US Houses Using More Russian Lumber, As US-Canada Spat Continues

One of the biggest winners from the trade dispute between Canada and the U.S. over lumber looks to be Russia.

The U.S. is importing more softwood lumber from overseas after it imposed tariffs on Canadian supplies, making them more expensive. Russian shipments are 42% higher so far in 2017, according to government data.

Though Russia accounts for a relatively small proportion of the total -- European countries including Germany and Sweden are among the biggest suppliers to the U.S. -- the shift in volumes shows how a political spat has quickly altered the flow of international trade.

"It seems to be that there's something illogical that we're not buying the lumber from our neighbors to the north, that we're buying it from the Russians," said Jerry Howard, chief executive officer of the National Association of Home Builders. "That's sort of the looking glass that we've gone through and that's what the market is forcing us to do now." The dispute has increased material costs for house builders in the U.S. by 20 percent, according to Howard.

The trade in softwood lumber between the U.S. and Canada has been an intermittent source of trade tensions for years, but maters escalated in April when the Trump administration set countervailing duties of up to 24% on Canadian imports. Additional duties of as much as 7.7% followed in June.

Washington Insider: Cautions on Reliance on Private Investment in Infrastructure

The Hill is carrying an Op Ed column this week that spells out cautions about relying on private investment to rebuild U.S. infrastructure.

The writers, Donald Cohen--the executive director of In the Public Interest, a research and policy center on privatization and responsible contracting; and Bishop Dwayne Royster, political director of PICO National Network, a network of faith-based organizations and vice-chair of the Working Families Party National Committee, say that "almost everyone can agree that we need to rebuild and retool the country's aging infrastructure." The question is "how" and the administration's infrastructure agenda likely "isn't the way."

The article notes that the current agenda, while light on details, is expected to rely on so-called "public-private partnerships," which use expensive private financing instead of cheap, reliable public financing.

"By depending on such deals to rebuild America, the agenda poses serious risks to the public and fails to address the real issue causing our roads to crumble and water pipes to age--the long-term shortage of public funding.

Advocates of privately financed and operated infrastructure often claim that contracts shift risks from the public to private investors and operators. "But all risks are not created equal," the article said. The potential for cost overruns and delays in new construction is real but is, in fact, where risk can be shifted to construction contractors with proven contracting methods such as design-build. "There are countless instances of governments using these methods and others, including traditional design-bid-build contracts, without relying on expensive private capital. In these deals, "if contractors fail to meet benchmarks, they are on the hook."
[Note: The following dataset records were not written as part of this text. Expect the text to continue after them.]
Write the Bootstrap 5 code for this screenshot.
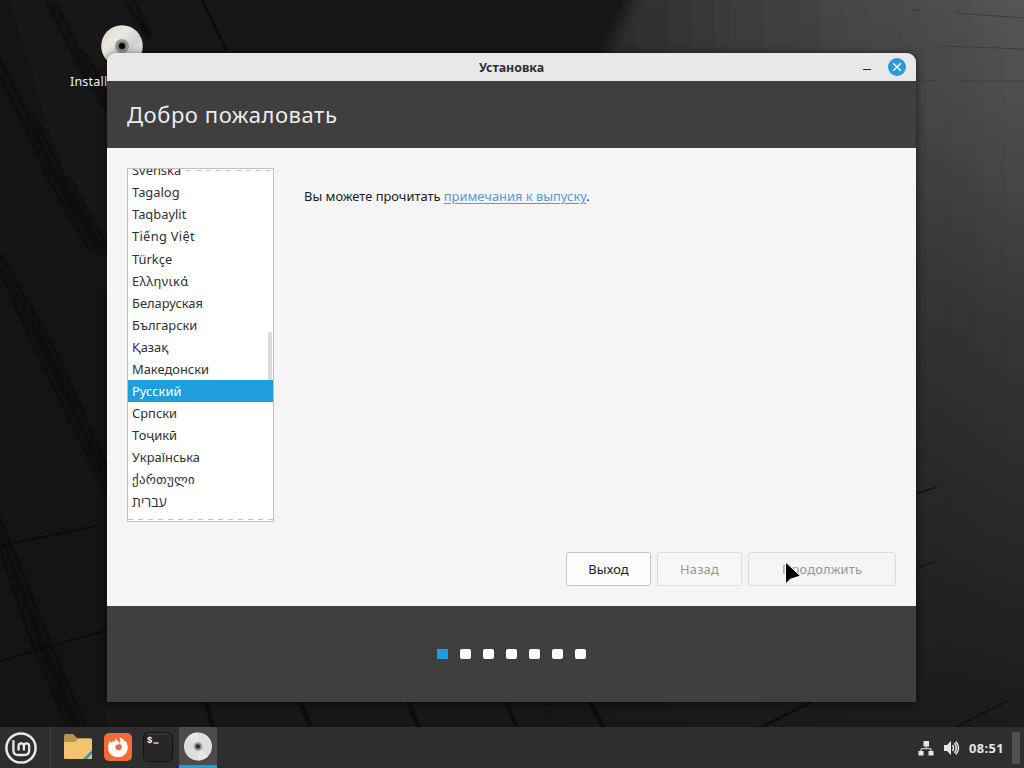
<!DOCTYPE html>
<html lang="ru">
<head>
<meta charset="utf-8">
<meta name="viewport" content="width=device-width, initial-scale=1">
<title>Установка</title>
<link href="https://cdn.jsdelivr.net/npm/bootstrap@5.3.0/dist/css/bootstrap.min.css" rel="stylesheet">
<style>
  body { font-family: "Noto Sans", "Open Sans", "DejaVu Sans", sans-serif; font-size: 12.9px; line-height: 1.4; background: #171717; color: #303030; }
  .desktop { width: 1024px; height: 768px; }
  .wallpaper { inset: 0; z-index: 0; }
  .launcher { left: 70px; top: 25px; color: #f0f0f0; z-index: 1; width: 104px; font-size: 12.5px; letter-spacing: .2px; }
  .launcher-label { margin-top: 6px; }
  .installer { width: 809px; height: 649px; margin: 53px 0 0 107px; border-radius: 9px 9px 0 0; z-index: 2; box-shadow: 0 1px 8px rgba(0,0,0,.6); }
  .titlebar { height: 28px; background: #e8e8e8; font-size: 12.4px; font-weight: 700; }
  .title-text { padding-top: 2px; }
  .window-tools { gap: 16px; padding-right: 10px; }
  .heading-bar { height: 67px; background: #3f3f3f; padding-left: 20px; }
  .heading-bar h1 { font-size: 22px; color: #ededed; font-weight: 400; letter-spacing: .56px; padding-bottom: 1px; }
  .page-body { height: 458px; background: #f5f5f5; padding: 20px; }
  .language-box { width: 147px; height: 354px; border: 1px solid #c0c0c0; background: #fff; }
  .languages { margin-top: -10px; }
  .languages .list-group-item { height: 22px; line-height: 22px; padding: 0 4px; margin: 0; border: 0; border-radius: 0; color: #303030; background: transparent; white-space: nowrap; }
  .languages .list-group-item.tall { height: 23px; }
  .languages .list-group-item.active { background: #1f9ede; color: #fff; margin: 0; }
  .languages .airy { letter-spacing: .3px; }
  .languages .hebrew { font-size: 14px; }
  .edge { left: 0; right: 0; height: 1px; background: repeating-linear-gradient(90deg, #c4c4c4 0 5px, #fff 5px 10px); }
  .edge-top { top: 1px; left: 58px; }
  .edge-bottom { bottom: 1px; }
  .thumb { right: 1px; top: 163px; width: 4px; height: 61px; border-radius: 2px; background: rgba(185,185,185,.5); }
  .thumb::after { content: ""; position: absolute; inset: 48px 0 0 0; background: rgba(31,158,222,.75); }
  .notes { padding: 19px 0 0 30px; color: #202020; }
  .notes a { color: #5b98dc; text-underline-offset: 2px; }
  .actions { gap: 6px; }
  .actions .btn { height: 34px; width: 85px; padding: 2px 0 0; font-size: 12.9px; letter-spacing: .15px; border: 1px solid #c5c5c5; border-radius: 3px; color: #202020; background: #fdfdfd; }
  .actions .btn:disabled { color: #969696; background: #f8f8f8; border-color: #dcdcdc; opacity: 1; }
  .actions .btn.wide { width: 148px; background: #f5f5f5; }
  .steps { height: 96px; background: #3f3f3f; gap: 12px; }
  .steps i { width: 11px; height: 10px; border-radius: 2px; background: #fff; }
  .steps i.current { background: #1f9ede; border-radius: 0; }
  .panel-bar { height: 41px; background: #2e2e2e; z-index: 3; color: #e6e6e6; }
  .menu-button { width: 51px; border-right: 1px solid #404040; }
  .tasks { gap: 10px; padding-left: 12px; }
  .task { width: 30px; }
  .task.running { width: 38px; margin-left: -4px; background: #4c4c4c; border-bottom: 3px solid #1f9ede; }
  .clock { font-weight: 700; font-size: 12.8px; letter-spacing: .4px; padding-top: 2px; }
  .show-desktop { width: 8px; height: 32px; background: #505050; }
  .pointer { left: 784px; top: 559px; z-index: 5; }
</style>
</head>
<body>
<div class="desktop position-relative overflow-hidden d-flex flex-column justify-content-between">
  <svg class="wallpaper position-absolute" width="1024" height="768" viewBox="0 0 1024 768" aria-hidden="true">
    <defs>
      <linearGradient id="slab" gradientUnits="userSpaceOnUse" x1="610" y1="0" x2="1024" y2="0"><stop offset="0" stop-color="#2c2c2c"/><stop offset=".3" stop-color="#3c3c3c"/><stop offset="1" stop-color="#555"/></linearGradient>
      <linearGradient id="fall" x1="0" y1="0" x2="0" y2="1"><stop offset="0" stop-color="#151515" stop-opacity="0"/><stop offset=".12" stop-color="#151515" stop-opacity=".1"/><stop offset=".45" stop-color="#151515" stop-opacity=".5"/><stop offset="1" stop-color="#151515" stop-opacity=".92"/></linearGradient>
      <filter id="soft" x="-20%" y="-10%" width="140%" height="120%"><feGaussianBlur stdDeviation="2.4"/></filter>
      <filter id="fine" x="-10%" y="-10%" width="120%" height="120%"><feGaussianBlur stdDeviation=".7"/></filter>
      <filter id="softer"><feGaussianBlur stdDeviation="7"/></filter>
    </defs>
    <rect width="1024" height="768" fill="#171717"/>
    <path d="M0 0V768H107V300L40 100L10 0Z" fill="#141414"/>
    <path d="M651 -40H1064V760H560V160L604 60Z" fill="url(#slab)" filter="url(#softer)"/>
    <rect x="540" width="484" height="740" fill="url(#fall)"/>
    <g fill="#080808" filter="url(#soft)">
      <path d="M46 0H54L79 52L86 56L109 100V114L76 60ZM-2 58L27 115L34 117L63 178L70 180L109 252L92 252L52 184L24 122L-2 72Z"/>
      <path d="M-2 252L54 350L109 474V498L60 398L36 348L-2 264ZM-2 514L46 636L86 730H70L32 640L-2 540Z"/>
      <path d="M126 0H132L152 38H148Z"/>
    </g>
    <g stroke="#080808" stroke-width="2.5" fill="none" filter="url(#fine)">
      <path d="M0 546L100 525M0 661L48 647L107 630" stroke-width="1.6"/>
      <path d="M202 0L226 50"/>
      <path d="M206 702L214 730M300 702L312 730M408 702L420 730M506 702L518 730M590 702L605 730" stroke-width="4"/>
      <path d="M755 730L812 702"/>
    </g>
    <g stroke="#121212" stroke-width="2" fill="none" filter="url(#fine)">
      <path d="M916 494L937 487M916 569L935 561M950 730L1010 700" stroke-width="1.6"/>
      <path d="M916 648L1024 612" stroke="#222" stroke-width="1"/>
    </g>
    <g stroke="#3c3c3c" fill="none"><path d="M912 10H920M955 13L1024 18M940 46L1024 49M916 81H936M960 81H1024"/></g>
  </svg>

  <div class="launcher position-absolute">
    <svg class="d-block mx-auto" width="42" height="42" viewBox="0 0 42 42"><defs><linearGradient id="disc" x1="0" y1="0" x2="1" y2="1"><stop offset="0" stop-color="#d2d2d2"/><stop offset=".35" stop-color="#eceade"/><stop offset=".6" stop-color="#d0d0d0"/><stop offset="1" stop-color="#f5f5f5"/></linearGradient></defs><circle cx="21" cy="21" r="20.8" fill="url(#disc)"/><circle cx="21" cy="21" r="5.8" fill="#747474" stroke="#999" stroke-width="2.5"/><circle cx="21" cy="21" r="3" fill="#050505"/></svg>
    <div class="launcher-label">Install</div>
  </div>

  <main class="installer position-relative overflow-hidden flex-shrink-0">
    <header class="titlebar d-flex align-items-center justify-content-center position-relative">
      <span class="title-text">Установка</span>
      <div class="window-tools position-absolute end-0 d-flex align-items-center">
        <svg width="9" height="18" viewBox="0 0 9 18"><path d="M0 11.5H8" stroke="#222" stroke-width="1.2"/></svg>
        <svg width="18" height="18" viewBox="0 0 18 18"><circle cx="9" cy="9" r="9" fill="#2b9bd8"/><path d="M5.2 5.2L12.8 12.8M12.8 5.2L5.2 12.8" stroke="#fff" stroke-width="1.4"/></svg>
      </div>
    </header>
    <div class="heading-bar d-flex align-items-center"><h1 class="mb-0">Добро пожаловать</h1></div>
    <section class="page-body d-flex flex-column justify-content-between">
      <div class="d-flex">
        <div class="language-box position-relative overflow-hidden flex-shrink-0">
          <div class="languages list-group list-group-flush">
            <div class="list-group-item">Svenska</div>
            <div class="list-group-item">Tagalog</div>
            <div class="list-group-item">Taqbaylit</div>
            <div class="list-group-item tall airy">Tiếng Việt</div>
            <div class="list-group-item">Türkçe</div>
            <div class="list-group-item airy">Ελληνικά</div>
            <div class="list-group-item">Беларуская</div>
            <div class="list-group-item">Български</div>
            <div class="list-group-item">Қазақ</div>
            <div class="list-group-item">Македонски</div>
            <div class="list-group-item active">Русский</div>
            <div class="list-group-item">Српски</div>
            <div class="list-group-item">Тоҷикӣ</div>
            <div class="list-group-item">Українська</div>
            <div class="list-group-item tall airy">ქართული</div>
            <div class="list-group-item hebrew">עברית</div>
          </div>
          <div class="edge edge-top position-absolute"></div>
          <div class="edge edge-bottom position-absolute"></div>
          <div class="thumb position-absolute"></div>
        </div>
        <p class="notes mb-0">Вы можете прочитать <a href="#">примечания к выпуску</a>.</p>
      </div>
      <div class="actions d-flex justify-content-end">
        <button class="btn">Выход</button>
        <button class="btn" disabled>Назад</button>
        <button class="btn wide" disabled>Продолжить</button>
      </div>
    </section>
    <footer class="steps d-flex align-items-center justify-content-center">
      <i class="current"></i><i></i><i></i><i></i><i></i><i></i><i></i>
    </footer>
  </main>

  <nav class="panel-bar d-flex align-items-stretch position-relative">
    <div class="menu-button d-flex align-items-center ps-1">
      <svg width="34" height="34" viewBox="0 0 34 34" fill="none" stroke="#e8e8e8"><circle cx="17" cy="17" r="14.6" stroke-width="2.5"/><path d="M9.4 9.2V19.2Q9.4 24 14.2 24H20.3Q25.2 24 25.2 19.2V15.2Q25.2 12.4 22.5 12.4Q19.9 12.4 19.9 15.2V19.5M19.9 15.2Q19.9 12.4 17.2 12.4Q14.6 12.4 14.6 15.2V19.5" stroke-width="2.3"/></svg>
    </div>
    <div class="tasks d-flex align-items-stretch">
      <div class="task d-flex align-items-center">
        <svg width="30" height="30" viewBox="0 0 30 30"><path d="M1 3Q1 1 3 1H10L14 5H27Q29 5 29 7V26H1Z" fill="#bd924c"/><path d="M1 9H12L15 6H29V24Q29 26 27 26H3Q1 26 1 24Z" fill="#f2c56d"/><path d="M20 26L29 17V21L24 26Z" fill="#3a96ba"/></svg>
      </div>
      <div class="task d-flex align-items-center">
        <svg width="30" height="30" viewBox="0 0 30 30"><rect x="1" y="0" width="28" height="28" rx="5" fill="#f46b38"/><path d="M6.4 8L8 9.7Q9.8 8 12 8.3L13 5.2L15 8.6Q17.8 9.4 16 11.4L13.5 11.8Q11.2 14.3 13.3 16.4Q15.6 18 18.2 16.3Q19.8 13.3 17.1 11Q18 7.5 16.4 4Q20.5 5.6 22 8.8L22.8 8Q25.4 12.4 24.8 16Q22.6 24 15 24.3Q7.1 23.9 5.3 17Q4.5 12 6.4 8Z" fill="#fff"/></svg>
      </div>
      <div class="task d-flex align-items-center">
        <svg width="30" height="32" viewBox="0 0 30 32"><rect x=".5" y=".5" width="29" height="29" rx="5" fill="#262626" stroke="#111"/><path d="M4 2H26" stroke="#444"/><text x="4" y="11" font-family="Liberation Mono, monospace" font-size="9" font-weight="700" fill="#fff">$</text><path d="M10.5 11H15.5" stroke="#fff" stroke-width="1.2"/></svg>
      </div>
      <div class="task running d-flex align-items-center justify-content-center">
        <svg width="30" height="30" viewBox="0 0 30 30"><circle cx="15" cy="15.5" r="14" fill="#dedede"/><path d="M15 15.5L5 5.5Q9 1.5 15 1.5ZM15 15.5L25 25.5Q20 29.5 15 29.5Z" fill="#e6e6e6"/><circle cx="15" cy="15.5" r="3.8" fill="#777" stroke="#aaa" stroke-width="1.5"/><circle cx="15" cy="15.5" r="2" fill="#292929"/></svg>
      </div>
    </div>
    <div class="ms-auto d-flex align-items-center">
      <svg class="me-2" width="18" height="18" viewBox="0 0 18 18"><path d="M6.5 2H12V7.5H6.5ZM1.5 12H6.5V16.5H1.5ZM11.5 12H16.5V16.5H11.5Z" fill="#e6e6e6"/><path d="M9.2 7V9.7M4 12.5V9.7H14V12.5" fill="none" stroke="#e6e6e6"/></svg>
      <svg class="me-2" width="18" height="16" viewBox="0 0 18 16"><path d="M1 5H4L8 1V15L4 11H1Z" fill="#e6e6e6"/><path d="M9.5 5Q11.5 8 9.5 11M11.5 3Q15 8 11.5 13M13 1.5Q18 8 13 14.5" fill="none" stroke="#e6e6e6" stroke-width="1.5"/></svg>
      <span class="clock">08:51</span>
      <span class="show-desktop ms-2 me-1"></span>
    </div>
  </nav>

  <svg class="pointer position-absolute" width="20" height="28" viewBox="0 0 20 28"><path d="M1.5 3V25L6.3 20.3L16.5 17Z" fill="#000" stroke="#fff" stroke-width="1"/></svg>
</div>
<script src="https://cdn.jsdelivr.net/npm/bootstrap@5.3.0/dist/js/bootstrap.bundle.min.js"></script>
</body>
</html>
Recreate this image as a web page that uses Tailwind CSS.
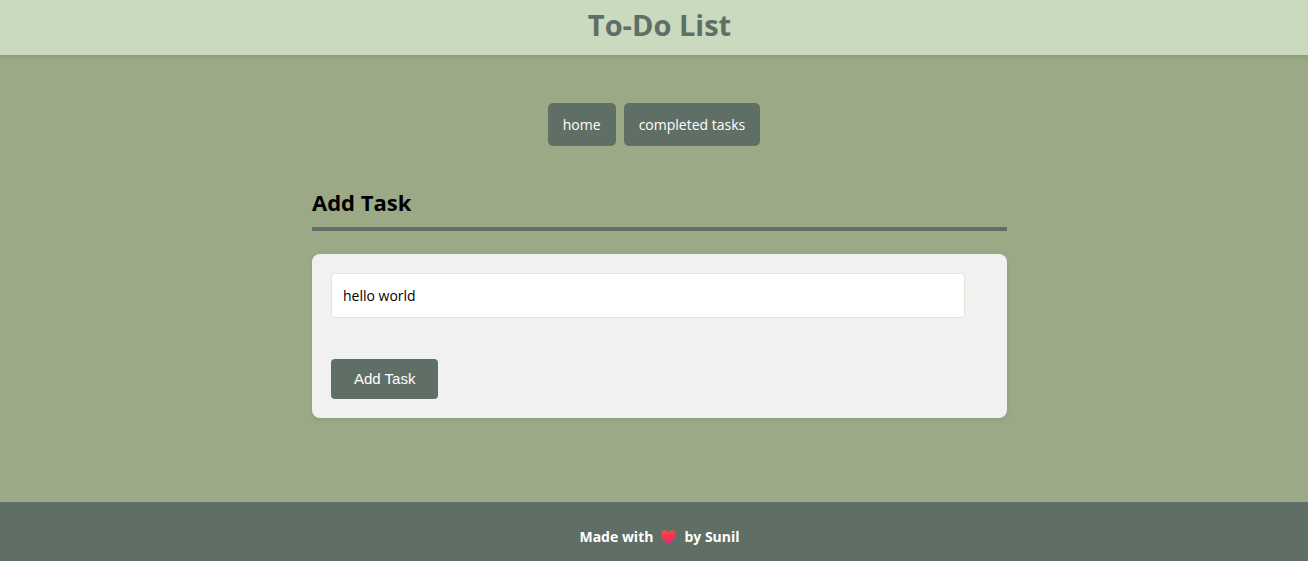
<!DOCTYPE html>
<html lang="en">
<head>
<meta charset="utf-8">
<meta name="viewport" content="width=device-width, initial-scale=1">
<title>To-Do List</title>
<script src="https://cdn.jsdelivr.net/npm/@tailwindcss/browser@4"></script>
</head>
<body class="flex min-h-screen flex-col bg-[#9ca986] font-['Open_Sans','Noto_Sans',sans-serif] text-black">
  <header class="bg-[#c9dabf] pt-[3px] pb-[9px] pl-[11px] text-center shadow-[0_2px_4px_rgba(0,0,0,0.1)]">
    <h1 class="text-[29px] leading-[43px] font-bold text-[#5f6f65]">To-Do List</h1>
  </header>

  <nav class="mt-12 flex justify-center gap-2 text-sm leading-[19px] text-white">
    <a href="#" class="rounded-[5px] bg-[#5f6f65] px-[15px] py-3">home</a>
    <a href="#" class="rounded-[5px] bg-[#5f6f65] px-[15px] py-3">completed tasks</a>
  </nav>

  <main class="flex w-full grow justify-center pt-10 pb-[84px] pl-[11px]">
    <section class="w-full max-w-[695px]">
      <h2 class="border-b-4 border-[#5f6f65] pb-2 text-[22px] leading-[33px] font-bold">Add Task</h2>
      <form class="mt-[23px] rounded-lg bg-[#f1f1f1] p-[19px] shadow-[0_2px_4px_rgba(0,0,0,0.08)]">
        <input type="text" value="hello world" aria-label="Task" class="block h-[45px] w-[calc(100%-23px)] rounded-[4px] border border-[#e8e3d3] bg-white px-[11px] text-sm">
        <button type="button" class="mt-[41px] block h-10 rounded-[4px] bg-[#5f6f65] px-[23px] font-['Liberation_Sans',sans-serif] text-[15px] text-white">Add Task</button>
      </form>
    </section>
  </main>

  <footer class="bg-[#5f6f65] pt-6 pb-[14px] pl-[11px] text-white">
    <p class="flex items-center justify-center gap-[7px] text-sm leading-[21px] font-bold">
      <span>Made with</span>
      <svg class="h-4 w-[17px]" viewBox="0 0 17 16" role="img" aria-label="love">
        <defs>
          <linearGradient id="heart" x1="0.3" y1="0" x2="0.5" y2="1">
            <stop offset="0" stop-color="#f8523f"/>
            <stop offset="0.45" stop-color="#f6354f"/>
            <stop offset="1" stop-color="#fb1c8b"/>
          </linearGradient>
        </defs>
        <path fill="url(#heart)" d="M8.5 3.3C7.6 1.9 6.3 1.2 4.9 1.2 2.7 1.2 1.2 3 1.2 5.3c0 3.4 3.8 6.8 6.5 9.2q.8.7 1.6 0c2.7-2.4 6.5-5.8 6.5-9.2 0-2.3-1.5-4.1-3.7-4.1-1.4 0-2.7.7-3.6 2.1Z"/>
      </svg>
      <span>by Sunil</span>
    </p>
  </footer>
</body>
</html>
Private financing also poses the risk of outright failure, The Hill says. Earlier this month, the state of Indiana completed a takeover of the construction of highway I-69 between Bloomington and Martinsville. In 2014, then-Governor Mike Pence had signed a 35-year public-private partnership with a Spanish firm to finance, construct, and maintain the section of road. But the firm, facing bankruptcy, missed deadlines for months, and has left the state with nearly half of the project left to complete and an unfinished highway.

Construction risk is one thing, but shifting risk when it comes to revenue shortfalls during the life of an asset is another story altogether, the writers say.

In fact, after numerous public-private partnership bankruptcies across the country, investors are now less willing to take on the risk that traffic projections won't pan out. However, more and more public-private partnerships now include annual payment guarantees called "availability payments." This model shifts revenue risk back to the public agency's budget for the life of the infrastructure, allowing investors to collect healthy returns regardless of actual usage.

And it's not as though user fee-based public-private partnerships don't come with risks to public themselves. Keeping public goods affordable is more difficult within the confines of a contract where investors seek to maximize revenues. Whether after new construction or a sale or lease of existing infrastructure, skyrocketing fees can punish lower-income residents who must use toll roads or can't afford their water bill.

Private investors also sometimes minimize their own revenue risk by negotiating contract clauses that protect their profits at the expense of taxpayers and residents. A long-term contract with a multinational consortium to operate the Capital Beltway's high-occupancy express toll lanes penalizes the state for increased carpooling, even though carpooling helps reach environmental goals.

The writers also criticize reliance on private financing since it does not reduce the real challenges faced by governments at the local, state, and federal levels. "Our infrastructure needs aren't growing because of a lack of financing," they argue, and the tax-exempt municipal bond market is healthy and robust. "The problem is a lack of ongoing funding to pay back the debt governments take on to build and operate infrastructure. In fact, the trend towards debt financing has accelerated as federal infrastructure spending has fallen by half over the past 35 years."

America's public infrastructure needs true federal investment. Trying to avoid what must be done is the biggest risk of all, the article says.

Although, the infrastructure agenda seems to be slipping behind, and the concerns raised by The Hill seem to be gaining notice, the proposed investments in infrastructure are essential to the future competitiveness of U.S. agriculture. Thus, the debate over the design of these projects needs close scrutiny by producers as it evolves, Washington Insider believes.